A study on repeat test taker by the National Conference of Bar Examiners found that very few people take the bar exam more than four times, and the number of people who continue to take the test beyond the two-year post-graduation point is negligible.
Opponents of the proposal argued in 2016 and 2017 that the ABA needed to gather more data on the potential impact of the stronger standard before moving forward, and the House of Delegates agreed. The ABA last year released data on the “ultimate bar pass rate,” from 2015, meaning the percentage of 2015 graduates who passed the bar within two years. Those figures show how schools would have fared under the proposed new bar pass standard.
Schools reported data on nearly 98 percent of 2015 graduates who sat for the bar and more than 88 percent passed within two years, according to a legal education council memo in support of the change. But results varied by school. In total, 19 of the 203 ABA-accredited law schools fell short of the 75 percent pass threshold over two years. Two of those schools were in California and two were part of Historically Black Colleges and Universities. (Law deans from HBCUs and California law schools were the most vocal opponents to the proposed change in 2016 and 2017.)
The ABA's legal education council examined the data and determined that the proposed change would not disparately hurt HBCUs or law schools in California, Currier said.

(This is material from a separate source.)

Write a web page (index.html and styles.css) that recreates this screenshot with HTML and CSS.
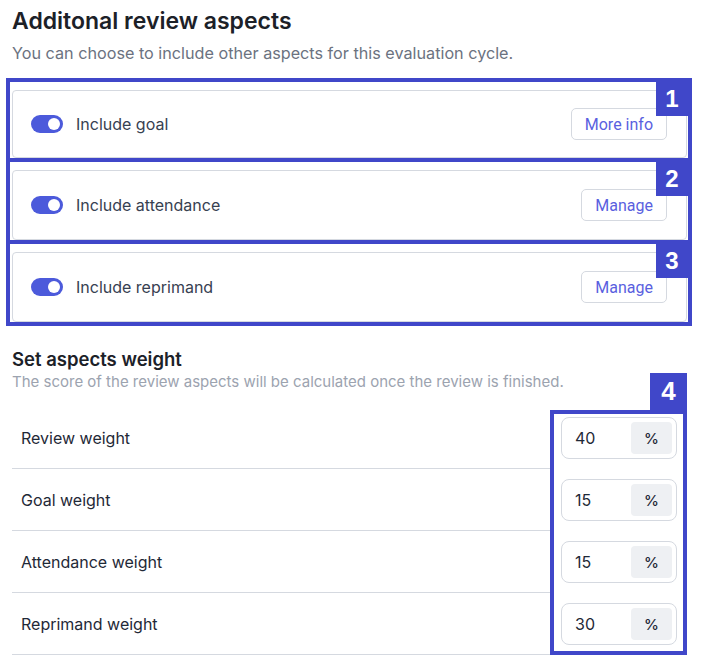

“Additionally, 88.3 percent of everyone passed,” he said. “Asking every school to have at least 75 didn't seem like an unreasonable request. The standard is based on the notion that you're supposed to admit people who are qualified and give them a program that allows them to graduate and pass the bar. The bar pass standard is the best measure of whether a school is doing that.”
The stronger bar pass standard could still move ahead even if the House of Delegates rejects it for a second time. The House must concur with changes to the ABA's law school accreditation standards, but it may only reject such a change twice. After that, the legal education council has the ability to implement that change without the House's blessing.